As an acoustic model is used speech recognition model provided by alphacep
http://alphacephei.com/kaldi/kaldi-ru-0.6.tar.gz
For using another acoustic model it should be placed to ./model folder replacing existing files.
Attention! Size of HCLG.fst file is more than 500 Mb so Git LFS must be installed first in order to clone git repo correctly.
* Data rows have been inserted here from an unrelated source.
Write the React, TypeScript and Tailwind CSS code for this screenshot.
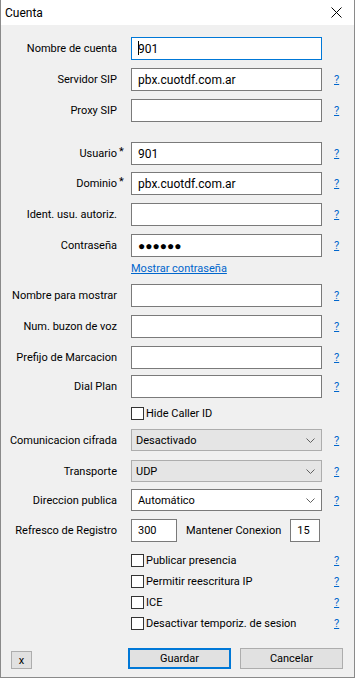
import React from "react";

function Help() {
  return <span className="ml-[12px] text-[#0066cc] underline leading-none">?</span>;
}

function Label({ text, star }: { text: string; star?: boolean }) {
  return (
    <div className="w-[130px] shrink-0 pr-[14px] text-right whitespace-nowrap">
      <span className="relative">
        {text}
        {star && <span className="absolute left-full top-[-1px] ml-[2px] text-[11px]">*</span>}
      </span>
    </div>
  );
}

function Field({
  label,
  value = "",
  star,
  help = true,
  focused,
  className = "",
}: {
  label: string;
  value?: string;
  star?: boolean;
  help?: boolean;
  focused?: boolean;
  className?: string;
}) {
  return (
    <div className={"flex items-center h-[23px] " + className}>
      <Label text={label} star={star} />
      <div
        className={
          "relative w-[191px] h-[23px] shrink-0 bg-white border flex items-center pl-[6px] text-[12px] " +
          (focused ? "border-[#0078d7]" : "border-[#7a7a7a]")
        }
      >
        {focused && <span className="absolute left-[6px] top-[3px] w-px h-[14px] bg-black" />}
        <span>{value}</span>
      </div>
      {help && <Help />}
    </div>
  );
}

function Chevron() {
  return (
    <svg width="9" height="6" viewBox="0 0 9 6" className="absolute right-[6px] top-[8px]">
      <path d="M0.5 0.5 L4.5 4.5 L8.5 0.5" fill="none" stroke="#606060" strokeWidth="1" />
    </svg>
  );
}

function Select({
  label,
  value,
  white,
  className = "",
}: {
  label: string;
  value: string;
  white?: boolean;
  className?: string;
}) {
  return (
    <div className={"flex items-center h-[22px] " + className}>
      <Label text={label} />
      <div
        className={
          "relative w-[191px] h-[22px] shrink-0 border flex items-center pl-[4px] " +
          (white ? "bg-white border-[#7a7a7a]" : "bg-[#e5e5e5] border-[#adadad]")
        }
      >
        <span className={white ? "pl-[2px]" : ""}>{value}</span>
        <Chevron />
      </div>
      <Help />
    </div>
  );
}

function Check({ label, help = true, className = "" }: { label: string; help?: boolean; className?: string }) {
  return (
    <div className={"flex items-center h-[13px] " + className}>
      <div className="w-[130px] shrink-0" />
      <div className="w-[13px] h-[13px] shrink-0 bg-white border border-[#333333]" />
      <span className="ml-[2px] w-[176px] shrink-0 whitespace-nowrap">{label}</span>
      {help && <Help />}
    </div>
  );
}

export default function App() {
  return (
    <div className="w-[356px] h-[679px] bg-white font-['Roboto',sans-serif] text-[11px] text-black leading-none">
      <div className="w-[355px] h-[678px] border-l border-r border-b border-[#8a8a8a] flex flex-col">
        <div className="h-[25px] bg-white flex items-center justify-between px-[4px] shrink-0">
          <span className="text-[12px]">Cuenta</span>
          <svg width="11" height="11" viewBox="0 0 11 11" className="mr-[8px]">
            <path d="M0.5 0.5 L10.5 10.5 M10.5 0.5 L0.5 10.5" stroke="#000" strokeWidth="1" />
          </svg>
        </div>
        <div className="flex-1 bg-[#f0f0f0] flex flex-col">
          <Field label="Nombre de cuenta" value="901" help={false} focused className="mt-[12px]" />
          <Field label="Servidor SIP" value="pbx.cuotdf.com.ar" className="mt-[8px]" />
          <Field label="Proxy SIP" className="mt-[8px]" />

          <Field label="Usuario" value="901" star className="mt-[20px]" />
          <Field label="Dominio" value="pbx.cuotdf.com.ar" star className="mt-[7px]" />
          <Field label="Ident. usu. autoriz." className="mt-[8px]" />
          <Field label="Contraseña" value="●●●●●●" className="mt-[8px]" />
          <div className="flex mt-[4px] h-[14px] items-center">
            <div className="w-[130px] shrink-0" />
            <span className="text-[#0066cc] underline">Mostrar contraseña</span>
          </div>

          <Field label="Nombre para mostrar" className="mt-[9px]" />
          <Field label="Num. buzon de voz" className="mt-[8px]" />
          <Field label="Prefijo de Marcacion" className="mt-[8px]" />
          <Field label="Dial Plan" className="mt-[6px]" />
          <Check label="Hide Caller ID" help={false} className="mt-[9px]" />

          <Select label="Comunicacion cifrada" value="Desactivado" className="mt-[9px]" />
          <Select label="Transporte" value="UDP" className="mt-[9px]" />
          <Select label="Direccion publica" value="Automático" white className="mt-[7px]" />

          <div className="flex items-center h-[23px] mt-[8px]">
            <Label text="Refresco de Registro" />
            <div className="w-[46px] h-[23px] bg-white border border-[#7a7a7a] flex items-center pl-[6px]">300</div>
            <span className="ml-[9px] whitespace-nowrap">Mantener Conexion</span>
            <div className="ml-[9px] w-[30px] h-[23px] bg-white border border-[#7a7a7a] flex items-center pl-[6px]">15</div>
          </div>

          <Check label="Publicar presencia" className="mt-[12px]" />
          <Check label="Permitir reescritura IP" className="mt-[8px]" />
          <Check label="ICE" className="mt-[8px]" />
          <Check label="Desactivar temporiz. de sesion" className="mt-[8px]" />

          <div className="flex items-end mt-[18px] h-[21px]">
            <button className="ml-[10px] w-[21px] h-[18px] bg-[#e1e1e1] border border-[#adadad] flex items-center justify-center">
              x
            </button>
            <button className="ml-[96px] w-[103px] h-[21px] bg-[#e1e1e1] border-2 border-[#0078d7] flex items-center justify-center">
              Guardar
            </button>
            <button className="ml-[9px] w-[103px] h-[21px] bg-[#e1e1e1] border border-[#adadad] flex items-center justify-center">
              Cancelar
            </button>
          </div>
        </div>
      </div>
    </div>
  );
}
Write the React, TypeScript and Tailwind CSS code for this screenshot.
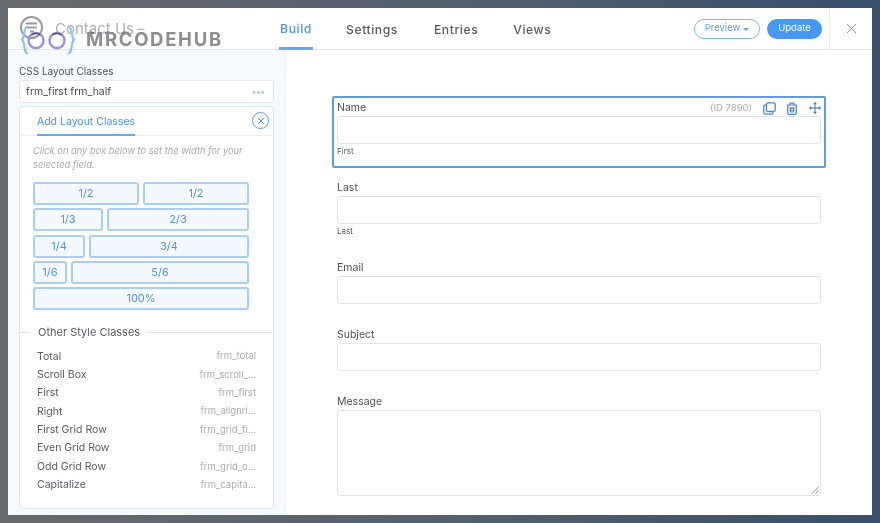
import React from "react";
import { X } from "lucide-react";

function WidthRow({ a, b }: { a: [string, string]; b?: [string, string] }) {
  const cls =
    "h-[23px] rounded-[3px] border-2 border-[#a8d0f5] bg-[#f3f9fe] text-[11px] leading-none text-[#5096e0] flex items-center justify-center";
  return (
    <div className="flex gap-1">
      <button className={cls + " " + a[1]}>{a[0]}</button>
      {b && <button className={cls + " " + b[1]}>{b[0]}</button>}
    </div>
  );
}

const styleRows = [
  ["Total", "frm_total"],
  ["Scroll Box", "frm_scroll_..."],
  ["First", "frm_first"],
  ["Right", "frm_alignri..."],
  ["First Grid Row", "frm_grid_fi..."],
  ["Even Grid Row", "frm_grid"],
  ["Odd Grid Row", "frm_grid_o..."],
  ["Capitalize", "frm_capita..."],
];

function Field({
  label,
  sub,
  className,
}: {
  label: string;
  sub?: string;
  className: string;
}) {
  return (
    <div className={"pl-[5px] pr-[5px] " + className}>
      <div className="text-[10.5px] leading-[14px] text-[#4c525b]">{label}</div>
      <div className="mt-[1px] h-[28px] rounded-[3px] border border-[#e3e4e6] bg-white" />
      {sub && <div className="mt-[1px] text-[8px] leading-[12px] text-[#555b63]">{sub}</div>}
    </div>
  );
}

export default function App() {
  return (
    <div className="relative h-[523px] w-[880px] overflow-hidden bg-gradient-to-r from-[#666a6e] via-[#55606c] to-[#384f6c] p-2 font-['Inter','Liberation_Sans',sans-serif]">
      <div className="flex h-[507px] w-[864px] flex-col bg-white blur-[0.5px]">
        {/* Header */}
        <header className="flex h-[42px] flex-none items-stretch border-b border-[#e6e7e9]">
          <div className="flex w-[271px] flex-none items-center pl-[12px]">
            <svg width="23" height="23" viewBox="0 0 23 23" fill="none" stroke="#999b9e" className="mb-[3px] flex-none">
              <circle cx="11.500" cy="11.500" r="10.500" strokeWidth="2" />
              <path d="M6 7.500H17M6 11.500H17M10 15.500H14" strokeWidth="2" />
            </svg>
            <span className="ml-[12px] pt-[2px] text-[15px] text-[#b0b2b5]">Contact Us</span>
            <span className="ml-[3px] pt-[2px] text-[15px] text-[#b0b2b5]">–</span>
          </div>
          <nav className="flex items-stretch text-[12.2px] font-medium tracking-[0.55px] text-[#565c64]">
            <div className="-mb-px flex w-[34px] items-center justify-center border-b-[3px] border-[#62aaf0] pt-[3px] text-[#4a97e8]">
              Build
            </div>
            <div className="ml-[33px] flex items-center pt-[3px]">Settings</div>
            <div className="ml-[36px] flex items-center pt-[3px]">Entries</div>
            <div className="ml-[35px] flex items-center pt-[3px]">Views</div>
          </nav>
          <div className="ml-auto flex items-center gap-[7px] pr-[7px]">
            <button className="flex h-[20px] w-[66px] items-center justify-center gap-[3px] rounded-full border border-[#7eb8f2] text-[9.5px] text-[#5a9fe6]">
              Preview
              <span className="mt-[1px] h-0 w-0 border-x-[3px] border-t-[3px] border-x-transparent border-t-[#5a9fe6]" />
            </button>
            <button className="flex h-[20px] w-[55px] items-center justify-center rounded-full bg-[#4699f2] text-[9.5px] text-white">
              Update
            </button>
          </div>
          <div className="flex w-[43px] flex-none items-center justify-center border-l border-[#ececee] text-[#8a8d91]">
            <X size={17} strokeWidth={1.3} />
          </div>
        </header>

        <div className="flex min-h-0 flex-1">
          {/* Sidebar */}
          <aside className="flex w-[278px] flex-none flex-col border-r border-[#eef1f5] bg-[#f6f9fd] pl-[11px] pr-[11px] pt-[14px]">
            <div className="text-[10px] leading-[14px] text-[#4c525a]">CSS Layout Classes</div>
            <div className="mt-[2px] flex h-[23px] items-center justify-between rounded-[3px] border border-[#e3e7ec] bg-white pl-[6px] pr-[8px] text-[10.5px] text-[#444b55]">
              frm_first frm_half
              <span className="text-[9px] font-bold leading-none tracking-[0.1px] text-[#a3c6ec]">•••</span>
            </div>
            <div className="mt-[3px] flex h-[403px] flex-col rounded-[4px] border border-[#d8e8f8] bg-white">
              <div className="flex h-[29px] flex-none items-end justify-between border-b border-[#eceef1] pl-[17px] pr-[4px]">
                <div className="-mb-px flex h-[27px] w-[98px] items-center justify-center whitespace-nowrap border-b-2 border-[#62aaf0] text-[10.5px] text-[#4a97e8]">
                  Add Layout Classes
                </div>
                <span className="mb-[6px] flex h-[17px] w-[17px] items-center justify-center rounded-full border border-[#5a9fe6] text-[#4a90dc]">
                  <X size={10} strokeWidth={2.4} />
                </span>
              </div>
              <div className="px-[13px] pt-[8px]">
                <p className="w-[216px] text-[9.3px] italic leading-[13.5px] text-[#a8abaf]">
                  Click on any box below to set the width for your selected field.
                </p>
                <div className="mt-[11px] flex w-[216px] flex-col gap-[3.3px]">
                  <WidthRow a={["1/2", "w-[106px]"]} b={["1/2", "w-[106px]"]} />
                  <WidthRow a={["1/3", "w-[70px]"]} b={["2/3", "w-[142px]"]} />
                  <WidthRow a={["1/4", "w-[52px]"]} b={["3/4", "w-[160px]"]} />
                  <WidthRow a={["1/6", "w-[34px]"]} b={["5/6", "w-[178px]"]} />
                  <WidthRow a={["100%", "w-[216px]"]} />
                </div>
              </div>
              <div className="mt-[15px] flex items-center">
                <div className="h-px w-[10px] bg-[#e4e7ea]" />
                <div className="px-[8px] text-[11px] leading-[14px] text-[#565c64]">Other Style Classes</div>
                <div className="h-px flex-1 bg-[#e4e7ea]" />
              </div>
              <div className="mt-[8px] pl-[17px] pr-[17px]">
                {styleRows.map(([l, r]) => (
                  <div key={l} className="flex h-[18.4px] items-center justify-between">
                    <span className="text-[10.5px] text-[#565c64]">{l}</span>
                    <span className="text-[9.5px] text-[#aaadb0]">{r}</span>
                  </div>
                ))}
              </div>
            </div>
          </aside>

          {/* Form */}
          <main className="min-w-0 flex-1 pl-[46px] pt-[46px]">
            <div className="relative h-[72px] w-[494px] rounded-[2px] border-2 border-[#5a9fe6] pt-[3px]">
              <div className="pl-[3px] pr-[3px]">
                <div className="text-[10.5px] leading-[14px] text-[#4c525b]">Name</div>
                <div className="mt-[1px] h-[28px] rounded-[3px] border border-[#e3e4e6] bg-white" />
                <div className="mt-[1px] text-[8px] leading-[12px] text-[#555b63]">First</div>
              </div>
              <div className="absolute right-[3px] top-[3px] flex items-center text-[#4a86c8]">
                <span className="mr-[11px] text-[9.5px] text-[#aaadb0]">(ID 7890)</span>
                <svg width="13" height="13" viewBox="0 0 13 13" fill="none" stroke="currentColor" strokeWidth="1.300">
                  <rect x="3.500" y="0.800" width="8.700" height="8.700" rx="1.500" />
                  <path d="M2.800 3H2.200A1.400 1.400 0 0 0 0.800 4.400V10.800A1.400 1.400 0 0 0 2.200 12.200H8.600A1.400 1.400 0 0 0 10 10.800V10.300" />
                </svg>
                <svg width="12" height="13" viewBox="0 0 12 13" fill="none" stroke="currentColor" strokeWidth="1.200" className="ml-[10px]">
                  <path d="M0.600 3H11.400M4 3V1.200H8V3M1.800 3V11A1.200 1.200 0 0 0 3 12.300H9A1.200 1.200 0 0 0 10.200 11V3" />
                  <path d="M4.300 5V10.500M6 5V10.500M7.700 5V10.500" />
                </svg>
                <svg width="12" height="12" viewBox="0 0 12 12" fill="currentColor" className="ml-[11px] text-[#3f76b0]">
                  <path d="M6 0 8 2.200H4ZM6 12 4 9.800H8ZM0 6 2.200 4V8ZM12 6 9.800 8V4Z" />
                  <path d="M5.500 2H6.500V10H5.500ZM2 5.500H10V6.500H2Z" />
                </svg>
              </div>
            </div>
            <Field label="Last" sub="Last" className="mt-[13px] w-[494px]" />
            <Field label="Email" className="mt-[24px] w-[494px]" />
            <Field label="Subject" className="mt-[24px] w-[494px]" />
            <div className="mt-[24px] w-[494px] pl-[5px] pr-[5px]">
              <div className="text-[10.5px] leading-[14px] text-[#4c525b]">Message</div>
              <div className="relative mt-[1px] h-[86px] rounded-[3px] border border-[#e3e4e6] bg-white">
                <svg width="8" height="8" viewBox="0 0 8 8" className="absolute bottom-[1px] right-[1px]" stroke="#8a8d91" strokeWidth="1">
                  <path d="M1 7.500 7.500 1M4.500 7.500 7.500 4.500" />
                </svg>
              </div>
            </div>
          </main>
        </div>
      </div>

      {/* Watermark */}
      <div className="pointer-events-none absolute left-[20px] top-[24px] flex items-center blur-[0.4px]">
        <svg width="58" height="32" viewBox="0 0 58 32" fill="none" className="overflow-visible">
          <path d="M8 2.500C3 2.500 5.500 13 2 15.500C5.500 18 3 29.500 8 29.500" stroke="#8cc4f5" strokeWidth="2.200" />
          <circle cx="16" cy="16.500" r="7.500" stroke="#9d90e2" strokeWidth="2.400" />
          <circle cx="37" cy="16.500" r="7.500" stroke="#9d90e2" strokeWidth="2.400" />
          <path d="M48 2.500C53 2.500 50.500 13 54 15.500C50.500 18 53 29.500 48 29.500" stroke="#8cc4f5" strokeWidth="2.200" />
          <path d="M11.500 11Q16 7.500 20.500 11M32.500 11Q37 7.500 41.500 11M68 9.500Q71 7 74 9.500M85 9.500Q88 7 91 9.500M102 9.500Q105 7 108 9.500" stroke="#55565c" strokeWidth="1.300" />
        </svg>
        <span className="ml-[8px] text-[18.5px] font-bold tracking-[1.7px] text-[#8b8e92]">MRCODEHUB</span>
      </div>
    </div>
  );
}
Pull in SpeechRecognitionTest console client application: https://github.com/mvshyvk/SpeechRecognitionTest
git clone https://github.com/mvshyvk/SpeechRecognitionTest.git
Windows:
- install vcpkg package manager
- install cpprestsdk library using vcpkg
- open SpeechRecognitionTest folder in Visual Studio 2019
- setup path to CMake toolchain file in CMakeSettings.json (vcpkg/scripts/buildsystems/vcpkg.cmake)
- build project
Linux:
cd SpeechRecognitionTest
sudo apt-get install libcpprest-dev
cmake .
make
./speechRecognitionTest http://localhost:8080 example.mp3
Example of output:
Import /service/Tests/SpeachRecognizer Tests.postman_collection.json to postman
- Use "Add new task" endpoint for submitting audio files
Receive task id
- Use "Get service status" for retrieving service status information
- Use "Get task status" for getting speech recognition results
https://app.swaggerhub.com/apis-docs/mvshyvk/Kaldi_Speech_Recognition/0.9.0
- Implement oauth authentication
- Implement websocket server connection that allows clients to receive notification about task completion without need to poll /task/{taskId}/status endpoint.
- Implement support of multiple language models and possibility to switch between them
- Replace intermediate layer between Kaldi and Segmentator: PyKaldi recognition (recognizer.py; NnetLatticeFasterRecognizer) by VOSK library recognition.